A free, painless way to help safeguard kids’ mental health without any appointments, equipment or other huge commitments? Sounds like a dream. But if parents get overzealous, they might wind up pushing kids away instead. “Sometimes parents find out about this technique and they get really excited and turn it into an interrogation, just firing questions at the kid,” Dr. Reese says.
When kids do come around, if they say something that isn’t quite true, you don’t have to issue a correction. “Then it just becomes about accuracy and not about the child's experience,” she says. Instead, slip the correct information into your next sentence.
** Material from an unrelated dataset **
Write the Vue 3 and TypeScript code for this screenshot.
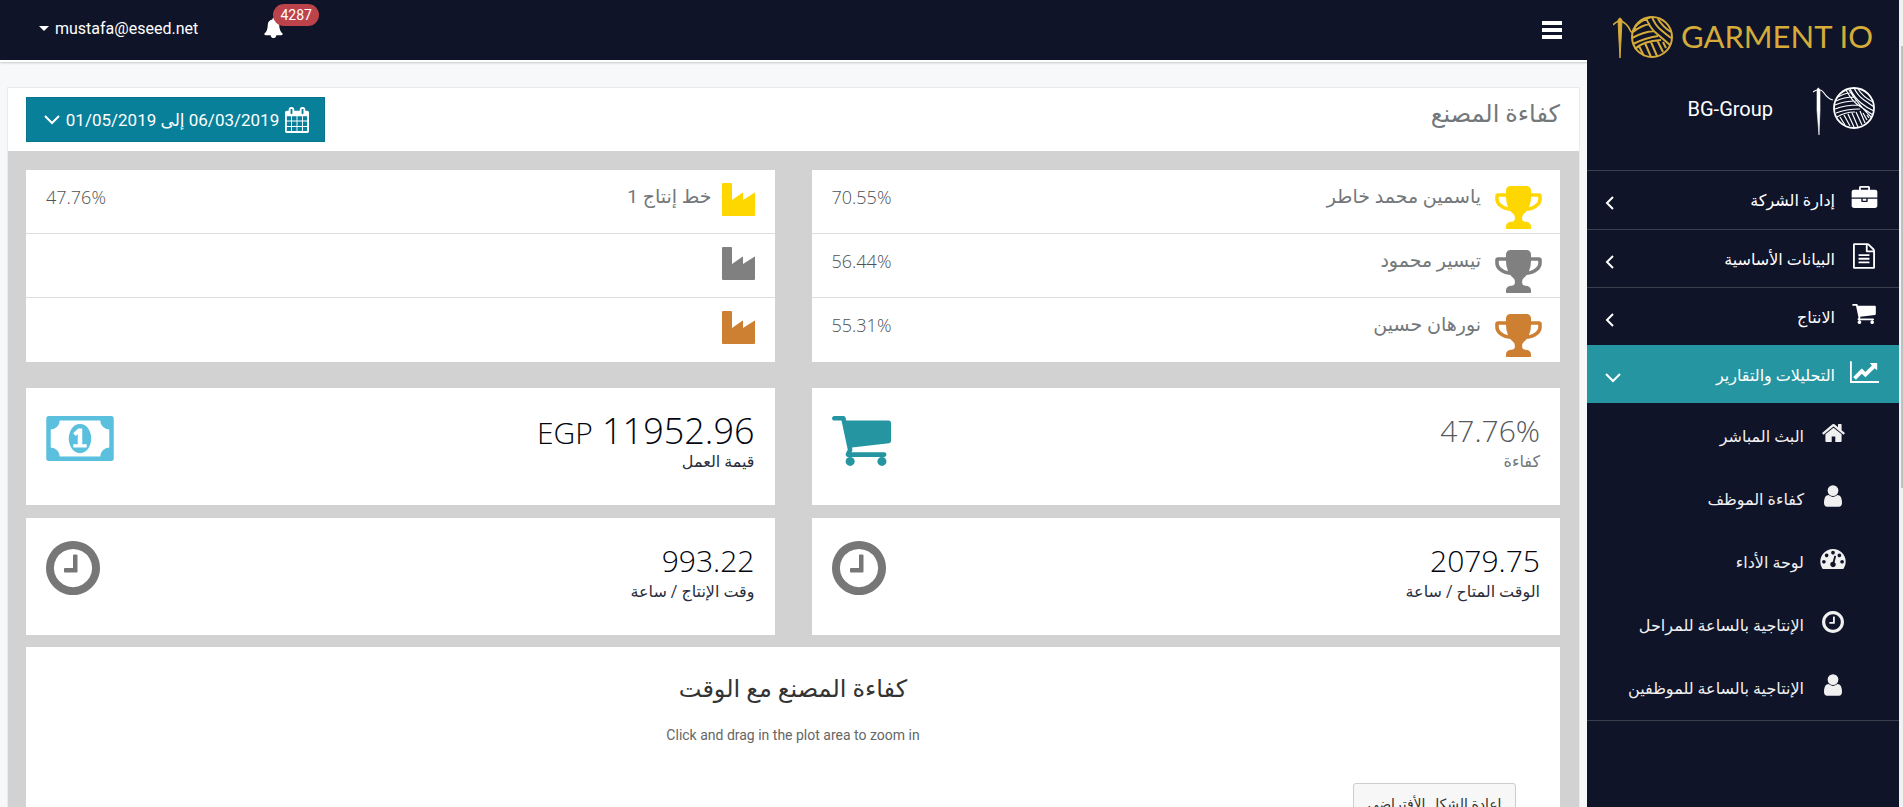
<script setup lang="ts">
interface Glyph {
  box: string
  d: string
}

const glyphs: Record<string, Glyph> = {
  briefcase: {
    box: '0 0 1792 1536',
    d: 'M640 256h512v-128h-512v128zm1152 640v480q0 66-47 113t-113 47h-1472q-66 0-113-47t-47-113v-480h672v160q0 26 19 45t45 19h320q26 0 45-19t19-45v-160h672zm-768 0v128h-256v-128h256zm768-480v384h-1792v-384q0-66 47-113t113-47h352v-160q0-40 28-68t68-28h576q40 0 68 28t28 68v160h352q66 0 113 47t47 113z',
  },
  file: {
    box: '128 0 1536 1792',
    d: 'M1596 380q28 28 48 76t20 88v1152q0 40-28 68t-68 28h-1344q-40 0-68-28t-28-68v-1600q0-40 28-68t68-28h896q40 0 88 20t76 48zm-444-244v376h376q-10-29-22-41l-313-313q-12-12-41-22zm384 1528v-1024h-416q-40 0-68-28t-28-68v-416h-768v1536h1280zm-1024-864q0-14 9-23t23-9h704q14 0 23 9t9 23v64q0 14-9 23t-23 9h-704q-14 0-23-9t-9-23v-64zm736 224q14 0 23 9t9 23v64q0 14-9 23t-23 9h-704q-14 0-23-9t-9-23v-64q0-14 9-23t23-9h704zm0 256q14 0 23 9t9 23v64q0 14-9 23t-23 9h-704q-14 0-23-9t-9-23v-64q0-14 9-23t23-9h704z',
  },
  cart: {
    box: '64 256 1664 1408',
    d: 'M704 1536q0 52-38 90t-90 38-90-38-38-90 38-90 90-38 90 38 38 90zm896 0q0 52-38 90t-90 38-90-38-38-90 38-90 90-38 90 38 38 90zm128-1088v512q0 24-16.500 42.500t-40.500 21.500l-1044 122q13 60 13 70 0 16-24 64h920q26 0 45 19t19 45-19 45-45 19h-1024q-26 0-45-19t-19-45q0-11 8-31.500t16-36 21.500-40 15.500-29.500l-177-823h-204q-26 0-45-19t-19-45 19-45 45-19h256q16 0 28.500 6.500t19.500 15.500 13 24.500 8 26 5.500 29.500 4.500 26h1201q26 0 45 19t19 45z',
  },
  chart: {
    box: '0 128 2048 1536',
    d: 'M2048 1536v128h-2048v-1536h128v1408h1920zm-128-1248v435q0 21-19.500 29.500t-35.500-7.500l-121-121-633 633q-10 10-23 10t-23-10l-233-233-416 416-192-192 585-585q10-10 23-10t23 10l233 233 464-464-121-121q-16-16-7.500-35.500t29.500-19.500h435q14 0 23 9t9 23z',
  },
  home: {
    box: '89 253 1614 1283',
    d: 'M1472 992v480q0 26-19 45t-45 19h-384v-384h-256v384h-384q-26 0-45-19t-19-45v-480q0-1 .5-3t.5-3l575-474 575 474q1 2 1 6zm223-69l-62 74q-8 9-21 11h-3q-13 0-21-7l-692-577-692 577q-12 8-24 7-13-2-21-11l-62-74q-8-10-7-23.500t11-21.500l719-599q32-26 76-26t76 26l244 204v-195q0-14 9-23t23-9h192q14 0 23 9t9 23v408l219 182q10 8 11 21.500t-7 23.500z',
  },
  user: {
    box: '256 128 1280 1536',
    d: 'M1536 1399q0 109-62.500 187t-150.500 78h-854q-88 0-150.500-78t-62.500-187q0-85 8.500-160.500t31.500-152 58.500-131 94-89 134.500-34.500q131 128 313 128t313-128q76 0 134.500 34.500t94 89 58.500 131 31.500 152 8.500 160.500zm-256-887q0 159-112.500 271.500t-271.500 112.500-271.500-112.500-112.500-271.500 112.500-271.500 271.500-112.500 271.500 112.500 112.500 271.500z',
  },
  gauge: {
    box: '0 256 1792 1408',
    d: 'M384 1152q0-53-37.500-90.500t-90.500-37.500-90.500 37.500-37.500 90.500 37.500 90.500 90.500 37.500 90.500-37.500 37.500-90.500zm192-448q0-53-37.500-90.500t-90.500-37.500-90.500 37.500-37.500 90.500 37.500 90.500 90.500 37.500 90.500-37.500 37.500-90.500zm428 481l101-382q6-26-7.500-48.500t-38.500-29.500-48 6.500-30 39.500l-101 382q-60 5-107 43.500t-63 98.500q-20 77 20 146t117 89 146-20 89-117q16-60-6-117t-72-91zm660-33q0-53-37.500-90.500t-90.500-37.500-90.500 37.500-37.500 90.500 37.500 90.500 90.500 37.500 90.500-37.500 37.500-90.500zm-640-640q0-53-37.500-90.500t-90.500-37.500-90.500 37.500-37.500 90.500 37.500 90.500 90.500 37.500 90.500-37.500 37.500-90.500zm448 192q0-53-37.500-90.500t-90.500-37.500-90.500 37.500-37.500 90.500 37.500 90.500 90.500 37.500 90.500-37.500 37.500-90.500zm320 448q0 261-141 483-19 29-54 29h-1402q-35 0-54-29-141-221-141-483 0-182 71-348t191-286 286-191 348-71 348 71 286 191 191 286 71 348z',
  },
  clock: {
    box: '128 128 1536 1536',
    d: 'M1024 544v448q0 14-9 23t-23 9h-320q-14 0-23-9t-9-23v-64q0-14 9-23t23-9h224v-352q0-14 9-23t23-9h64q14 0 23 9t9 23zm416 352q0-148-73-273t-198-198-273-73-273 73-198 198-73 273 73 273 198 198 273 73 273-73 198-198 73-273zm224 0q0 209-103 385.500t-279.500 279.500-385.500 103-385.500-103-279.500-279.500-103-385.500 103-385.500 279.500-279.500 385.500-103 385.500 103 279.500 279.500 103 385.500z',
  },
  trophy: {
    box: '64 128 1664 1536',
    d: 'M522 883q-74-162-74-371h-256v96q0 78 94.500 162t235.500 113zm1078-275v-96h-256q0 209-74 371 141-29 235.500-113t94.500-162zm128-128v128q0 71-41.500 143t-112 130-173 97.500-215.500 44.500q-42 54-95 95-38 34-52.500 72.500t-14.500 89.500q0 54 30.500 91t97.500 37q75 0 133.500 45.500t58.500 114.500v64q0 14-9 23t-23 9h-832q-14 0-23-9t-9-23v-64q0-69 58.500-114.500t133.500-45.500q67 0 97.500-37t30.500-91q0-51-14.500-89.500t-52.500-72.500q-53-41-95-95-113-5-215.500-44.500t-173-97.500-112-130-41.500-143v-128q0-40 28-68t68-28h288v-96q0-66 47-113t113-47h576q66 0 113 47t47 113v96h288q40 0 68 28t28 68z',
  },
  calendar: {
    box: '64 0 1664 1792',
    d: 'M192 1664h288v-288h-288v288zm352 0h320v-288h-320v288zm-352-352h288v-320h-288v320zm352 0h320v-320h-320v320zm-352-384h288v-288h-288v288zm736 736h320v-288h-320v288zm-384-736h320v-288h-320v288zm768 736h288v-288h-288v288zm-384-352h320v-320h-320v320zm-352-864v-288q0-13-9.500-22.500t-22.500-9.500h-64q-13 0-22.500 9.500t-9.500 22.500v288q0 13 9.500 22.500t22.500 9.500h64q13 0 22.500-9.500t9.500-22.500zm736 864h288v-320h-288v320zm-384-384h320v-288h-320v288zm384 0h288v-288h-288v288zm32-480v-288q0-13-9.500-22.500t-22.500-9.500h-64q-13 0-22.500 9.500t-9.500 22.500v288q0 13 9.500 22.500t22.500 9.500h64q13 0 22.500-9.500t9.500-22.500zm384-64v1280q0 52-38 90t-90 38h-1408q-52 0-90-38t-38-90v-1280q0-52 38-90t90-38h128v-96q0-66 47-113t113-47h64q66 0 113 47t47 113v96h384v-96q0-66 47-113t113-47h64q66 0 113 47t47 113v96h128q52 0 90 38t38 90z',
  },
  bell: {
    box: '64 0 1664 1792',
    d: 'M1728 1408q0 52-38 90t-90 38h-448q0 106-75 181t-181 75-181-75-75-181h-448q-52 0-90-38t-38-90q50-42 91-88t85-119.500 74.500-158.500 50-206 19.500-260q0-152 117-282.500t307-158.500q-8-19-8-39 0-40 28-68t68-28 68 28 28 68q0 20-8 39 190 28 307 158.500t117 282.500q0 139 19.500 260t50 206 74.500 158.500 85 119.500 91 88z',
  },
  money: {
    box: '0 256 1920 1280',
    d: 'M768 1152h384v-96h-128v-448h-114l-148 137 77 80q42-37 55-57h2v288h-128v96zm512-256q0 70-21 142t-59.500 134-101.500 101-138 39-138-39-101.500-101-59.500-134-21-142 21-142 59.500-134 101.500-101 138-39 138 39 101.500 101 59.500 134 21 142zm512 256v-512q-106 0-181-75t-75-181h-1152q0 106-75 181t-181 75v512q106 0 181 75t75 181h1152q0-106 75-181t181-75zm128-832v1152q0 26-19 45t-45 19h-1792q-26 0-45-19t-19-45v-1152q0-26 19-45t45-19h1792q26 0 45 19t19 45z',
  },
  factory: {
    box: '0 0 33 33',
    d: 'M1 0h8q1 0 1 1v16l10-7q1-1 1 0v7l11-7q1-1 1 0v22q0 1-1 1h-31q-1 0-1-1v-31q0-1 1-1z',
  },
}

const menu = [
  { label: 'إدارة الشركة', icon: 'briefcase', open: false },
  { label: 'البيانات الأساسية', icon: 'file', open: false },
  { label: 'الانتاج', icon: 'cart', open: false },
  { label: 'التحليلات والتقارير', icon: 'chart', open: true },
]

const reports = [
  { label: 'البث المباشر', icon: 'home' },
  { label: 'كفاءة الموظف', icon: 'user' },
  { label: 'لوحة الأداء', icon: 'gauge' },
  { label: 'الإنتاجية بالساعة للمراحل', icon: 'clock' },
  { label: 'الإنتاجية بالساعة للموظفين', icon: 'user' },
]

const rankings = [
  {
    icon: 'trophy',
    rows: [
      { name: 'ياسمين محمد خاطر', score: '70.55%', medal: 'gold' },
      { name: 'تيسير محمود', score: '56.44%', medal: 'silver' },
      { name: 'نورهان حسين', score: '55.31%', medal: 'bronze' },
    ],
  },
  {
    icon: 'factory',
    rows: [
      { name: 'خط إنتاج 1', score: '47.76%', medal: 'gold' },
      { name: '', score: '', medal: 'silver' },
      { name: '', score: '', medal: 'bronze' },
    ],
  },
]

const stats = [
  { value: '47.76%', unit: '', label: 'كفاءة', icon: 'cart', tone: 'muted' },
  { value: '11952.96', unit: 'EGP', label: 'قيمة العمل', icon: 'money', tone: 'dark' },
  { value: '2079.75', unit: '', label: 'الوقت المتاح / ساعة', icon: 'clock', tone: 'dark' },
  { value: '993.22', unit: '', label: 'وقت الإنتاج / ساعة', icon: 'clock', tone: 'dark' },
]
</script>

<template>
  <div class="page" dir="rtl">
    <div class="scroll-track"><div class="scroll-thumb"></div></div>

    <aside class="sidebar">
      <a class="brand" href="#" dir="ltr">
        <svg class="brand-mark" viewBox="0 0 62 45" fill="none" stroke="currentColor" stroke-width="2" aria-hidden="true">
          <path d="M5 5q2-4 4 0l-1 20-1 18-1-18z" fill="currentColor" stroke-width="1" />
          <path d="M0 10Q5 4 10 7t7 8 6-2" stroke-width="1.600" />
          <circle cx="39" cy="22" r="20" />
          <path d="M20 17q9-7 17-8M19 23q11-6 22-7M20 29q12-6 25-8M22 34q8-8 26-9M33 3q4 10 10 15t14 12M39 2q3 8 9 13t10 8M45 4q5 8 13 13M38 2q-10 3-16 10M26 31l5 10M32 28l6 14M38 27l6 14M44 25l6 12M50 27l3 6" />
        </svg>
        <span>GARMENT IO</span>
      </a>

      <div class="company">
        <svg class="company-mark" viewBox="0 0 62 49" fill="none" stroke="currentColor" stroke-width="1.200" aria-hidden="true">
          <path d="M4 3q1-4 3 0l0 20-1 25-2-25z" fill="currentColor" stroke-width=".6" />
          <path d="M0 5Q7 0 11 6t9 7" />
          <circle cx="41" cy="21" r="20" stroke-width="1.800" />
          <path d="M25 10q7-4 12-4M23 14q8-4 18-4M22 18q9-4 21-4M22 22q10-4 23-4M23 26q10-4 24-4M24 30q8-5 18-5M33 3q6 11 12 15t15 10M37 2q5 9 11 14t13 8M41 1q4 8 10 12t10 7M45 2q5 8 15 13M36 3q8 13 23 28M27 30l5 8M31 28l6 11M35 27l6 13M39 26l6 14M43 25l6 13M47 24l5 12M50 26l4 7M54 28l2 3" />
        </svg>
        <span dir="ltr">BG-Group</span>
      </div>

      <nav>
        <a v-for="item in menu" :key="item.label" href="#" class="menu-item" :class="{ open: item.open }">
          <span class="menu-icon">
            <svg class="icon" :class="'i-' + item.icon" :viewBox="glyphs[item.icon].box" aria-hidden="true"><path :d="glyphs[item.icon].d" /></svg>
          </span>
          <span class="menu-label">{{ item.label }}</span>
          <svg v-if="item.open" class="caret-down" viewBox="0 0 16 10" aria-hidden="true"><path d="M1 1l7 7 7-7" /></svg>
          <svg v-else class="caret-side" viewBox="0 0 10 16" aria-hidden="true"><path d="M8 2L2 8l6 6" /></svg>
        </a>
        <div class="submenu">
          <a v-for="item in reports" :key="item.label" href="#" class="menu-item sub">
            <span class="menu-icon">
              <svg class="icon" :class="'i-' + item.icon" :viewBox="glyphs[item.icon].box" aria-hidden="true"><path :d="glyphs[item.icon].d" /></svg>
            </span>
            <span class="menu-label">{{ item.label }}</span>
          </a>
        </div>
      </nav>
    </aside>

    <div class="main">
      <header class="topbar">
        <button class="hamburger" type="button" aria-label="القائمة"><i></i><i></i><i></i></button>
        <div class="topbar-end">
          <button class="bell" type="button" aria-label="الإشعارات">
            <svg class="icon i-bell" :viewBox="glyphs.bell.box" aria-hidden="true"><path :d="glyphs.bell.d" /></svg>
            <span class="badge">4287</span>
          </button>
          <button class="account" type="button">
            <span dir="ltr">mustafa@eseed.net</span>
            <svg class="caret" viewBox="0 0 10 5" aria-hidden="true"><path d="M0 0h10l-5 5z" /></svg>
          </button>
        </div>
      </header>

      <main class="card">
        <div class="card-head">
          <h1>كفاءة المصنع</h1>
          <button class="range" type="button">
            <svg class="icon i-calendar" :viewBox="glyphs.calendar.box" aria-hidden="true"><path :d="glyphs.calendar.d" /></svg>
            <span>06/03/2019 إلى 01/05/2019</span>
            <svg class="caret-down" viewBox="0 0 16 10" aria-hidden="true"><path d="M1 1l7 7 7-7" /></svg>
          </button>
        </div>

        <div class="board">
          <div class="grid rankings">
            <ul v-for="list in rankings" :key="list.icon" class="panel ranking">
              <li v-for="row in list.rows" :key="row.medal" :class="list.icon">
                <svg class="icon" :class="['i-' + list.icon, row.medal]" :viewBox="glyphs[list.icon].box" aria-hidden="true"><path :d="glyphs[list.icon].d" /></svg>
                <span class="name">{{ row.name }}</span>
                <span class="score" dir="ltr">{{ row.score }}</span>
              </li>
            </ul>
          </div>

          <div class="grid stats">
            <section v-for="stat in stats" :key="stat.label" class="panel stat" :class="stat.tone">
              <div>
                <div class="value" :class="{ large: stat.unit }" dir="ltr"><small v-if="stat.unit">{{ stat.unit }}</small> {{ stat.value }}</div>
                <div class="caption">{{ stat.label }}</div>
              </div>
              <svg class="icon" :class="'s-' + stat.icon" :viewBox="glyphs[stat.icon].box" aria-hidden="true"><path :d="glyphs[stat.icon].d" /></svg>
            </section>
          </div>

          <section class="panel chart">
            <h2>كفاءة المصنع مع الوقت</h2>
            <p dir="ltr">Click and drag in the plot area to zoom in</p>
            <button class="reset" type="button">إعادة الشكل الأفتراضي</button>
          </section>
        </div>
      </main>
    </div>
  </div>
</template>

<style>
body {
  margin: 0;
  overflow: hidden;
}
</style>

<style scoped>
.page {
  display: flex;
  height: 100vh;
  overflow: hidden;
  background: #f7f8fa;
  color: #73777a;
  font-family: Roboto, "Noto Sans", "DejaVu Sans", sans-serif;
  font-size: 16px;
}
.page * {
  box-sizing: border-box;
}
button {
  border: 0;
  padding: 0;
  background: none;
  color: inherit;
  font: inherit;
  cursor: pointer;
}
a {
  color: inherit;
  text-decoration: none;
}
svg {
  display: block;
  flex: none;
}
.icon {
  fill: currentColor;
}

.scroll-track {
  flex: none;
  width: 4px;
  padding-top: 46px;
  background: #f1f1f1;
}
.scroll-thumb {
  width: 2px;
  height: 442px;
  margin-right: 0;
  background: #c1c1c1;
}

.sidebar {
  position: relative;
  z-index: 1;
  flex: none;
  width: 312px;
  background: #0f1429;
  color: #fff;
}
.brand {
  display: flex;
  align-items: center;
  justify-content: flex-end;
  gap: 6px;
  height: 60px;
  padding: 14px 26px 0 0;
  color: #d5ab3a;
  font-family: Lato, sans-serif;
  font-size: 31px;
  line-height: 42px;
  white-space: nowrap;
}
.brand-mark {
  width: 62px;
  height: 45px;
}
.brand span {
  padding-bottom: 3px;
}
.company {
  display: flex;
  gap: 40px;
  height: 110px;
  padding: 27px 24px 0 0;
  font-size: 20px;
  line-height: 44px;
}
.company-mark {
  width: 62px;
  height: 49px;
}
.menu-item {
  display: flex;
  align-items: center;
  height: 58px;
  padding: 2px 18px 0;
  border-top: 1px solid #3b404f;
}
.menu-item:first-child {
  height: 59px;
}
.menu-item.open {
  border-color: #2596a1;
  background: #2596a1;
}
.menu-icon {
  display: flex;
  justify-content: center;
  width: 34px;
  margin-bottom: 8px;
}
.menu-label {
  flex: 1;
  margin-right: 12px;
  font-size: 16px;
  line-height: 24px;
}
.caret-side,
.caret-down {
  fill: none;
  stroke: #fff;
  stroke-width: 2;
}
.caret-side {
  width: 10px;
  height: 16px;
  margin-top: 4px;
}
.caret-down {
  width: 16px;
  height: 10px;
}
.menu-item .caret-down {
  margin-top: 4px;
}
.submenu {
  padding: 2px 31px 0 0;
  border-bottom: 1px solid #3b404f;
}
.menu-item.sub {
  height: 63px;
  padding-top: 0;
  border: 0;
  color: #f0f0f0;
}
.i-briefcase {
  width: 27px;
  height: 22px;
}
.i-file {
  width: 22px;
  height: 26px;
}
.i-cart {
  width: 24px;
  height: 20px;
}
.i-chart {
  width: 29px;
  height: 22px;
}
.i-home {
  width: 23px;
  height: 18px;
}
.i-user {
  width: 18px;
  height: 22px;
}
.i-gauge {
  width: 26px;
  height: 20px;
}
.i-clock {
  width: 22px;
  height: 22px;
}
.i-bell {
  width: 19px;
  height: 20px;
}
.i-calendar {
  width: 24px;
  height: 26px;
}
.i-trophy {
  width: 47px;
  height: 43px;
}
.i-factory {
  width: 33px;
  height: 33px;
}

.main {
  flex: 1;
  min-width: 0;
}
.topbar {
  display: flex;
  align-items: center;
  justify-content: space-between;
  height: 62px;
  padding: 0 25px 0 39px;
  border-bottom: 2px solid #fff;
  background: #0f1429;
  box-shadow: 0 1px 2px #c4c6c9;
  color: #fff;
}
.hamburger {
  display: grid;
  gap: 3px;
  width: 20px;
}
.hamburger i {
  height: 4px;
  background: #fff;
}
.topbar-end {
  display: flex;
  align-items: center;
  align-self: flex-start;
  height: 56px;
  gap: 66px;
}
.bell {
  position: relative;
}
.badge {
  position: absolute;
  left: 9px;
  top: -14px;
  width: 46px;
  border-radius: 11px;
  background: #bd434a;
  font-size: 14px;
  line-height: 22px;
}
.account {
  display: flex;
  align-items: center;
  gap: 6px;
  font-size: 16px;
}
.caret {
  width: 10px;
  height: 5px;
  fill: #fff;
}

.card {
  margin: 25px 7px 0;
  border: 1px solid #e9ebee;
  background: #fff;
}
.card-head {
  display: flex;
  justify-content: space-between;
  height: 63px;
  padding: 9px 19px 0 18px;
}
h1,
h2 {
  margin: 0;
  font-weight: 400;
}
h1 {
  font-size: 24px;
  line-height: 34px;
}
.range {
  display: flex;
  align-items: center;
  justify-content: space-between;
  width: 299px;
  height: 45px;
  padding: 0 15px 0 17px;
  border: 1px solid #08748b;
  background: #08809a;
  color: #fff;
  font-size: 17px;
}
.board {
  padding: 19px 19px 0 18px;
  background: #d2d2d2;
}
.grid {
  display: grid;
  grid-template-columns: 1fr 1fr;
  column-gap: 37px;
}
.panel {
  background: #fff;
}
.ranking {
  margin: 0 0 26px;
  padding: 0;
  list-style: none;
}
.ranking li {
  display: flex;
  height: 64px;
  padding: 0 20px;
  border-bottom: 1px solid #dedede;
  font-size: 19px;
  line-height: 54px;
}
.ranking li:last-child {
  border: 0;
}
.ranking li.trophy {
  padding-right: 18px;
}
.ranking .i-trophy {
  margin: 16px 0 0 14px;
}
.ranking .i-factory {
  margin: 13px 0 0 10px;
}
.name {
  flex: 1;
}
.score {
  color: #4e5255;
  font-family: "Open Sans", sans-serif;
  font-size: 18px;
  font-weight: 300;
}
.gold {
  color: #ffd700;
}
.silver {
  color: #808080;
}
.bronze {
  color: #cd7f32;
}
.stats {
  row-gap: 13px;
}
.stat {
  display: flex;
  justify-content: space-between;
  height: 117px;
  padding: 23px 20px 0;
}
.stat.muted .value {
  color: #55595c;
}
.stat.dark {
  color: #2a2e3c;
}
.stat.dark .value {
  color: #02050f;
}
.value {
  height: 40px;
  font-family: "Open Sans", sans-serif;
  font-size: 30px;
  font-weight: 300;
  line-height: 40px;
  text-align: right;
}
.large {
  font-size: 36px;
}
.value small {
  font-size: 30px;
}
.caption {
  font-size: 16px;
  line-height: 22px;
}
.s-cart {
  width: 59px;
  height: 50px;
  margin-top: 5px;
  color: #2596a1;
}
.s-money {
  width: 68px;
  height: 45px;
  margin-top: 5px;
  color: #5bc0de;
}
.s-clock {
  width: 54px;
  height: 54px;
  color: #777;
}
.chart {
  height: 400px;
  margin-top: 12px;
  padding: 26px 44px 0;
}
h2 {
  color: #333;
  font-size: 24px;
  line-height: 32px;
  text-align: center;
}
.chart p {
  margin: 18px 0 0;
  color: #666;
  font-size: 14px;
  line-height: 24px;
  text-align: center;
}
.reset {
  width: 163px;
  height: 41px;
  margin-top: 36px;
  border: 1px solid #ccc;
  border-radius: 3px;
  background: #f7f7f7;
  color: #333;
  font-size: 14px;
}
</style>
So if your kid says they saw a blue worm wiggling outside the museum, you can say, “And how fast was the brown worm moving when it was wiggling?”
Another mistake parents make is believing that they have to bring up those big, heavy topics in order to get the emotional benefits of elaborative reminiscing. But if you say, “Okay, family, it’s time to talk about the time our dog died,” no one really wants to have those conversations. (Who would?) “What works better is just to talk about regular events and to let the emotions evolve naturally,” Dr. Reese says. “And then it becomes this really safe, validating place to discuss those feelings.”
Something else kids don’t find validating? Seeing you glance at your phone while you talk. Even if you want to look up photos from the event you’re discussing, it’s best to limit it to one or two that you look at before putting away your phone altogether. “Otherwise, you're just sort of saying one thing about each photo. That's not very interesting,” she says.
For interested parents, Tell Me a Story explains how to do the elaborative reminiscing techniques, but anyone can try it. “My main tip is just to have fun and enjoy it, Dr. Reese says. “And you'll know it's working when you're having fun, too.”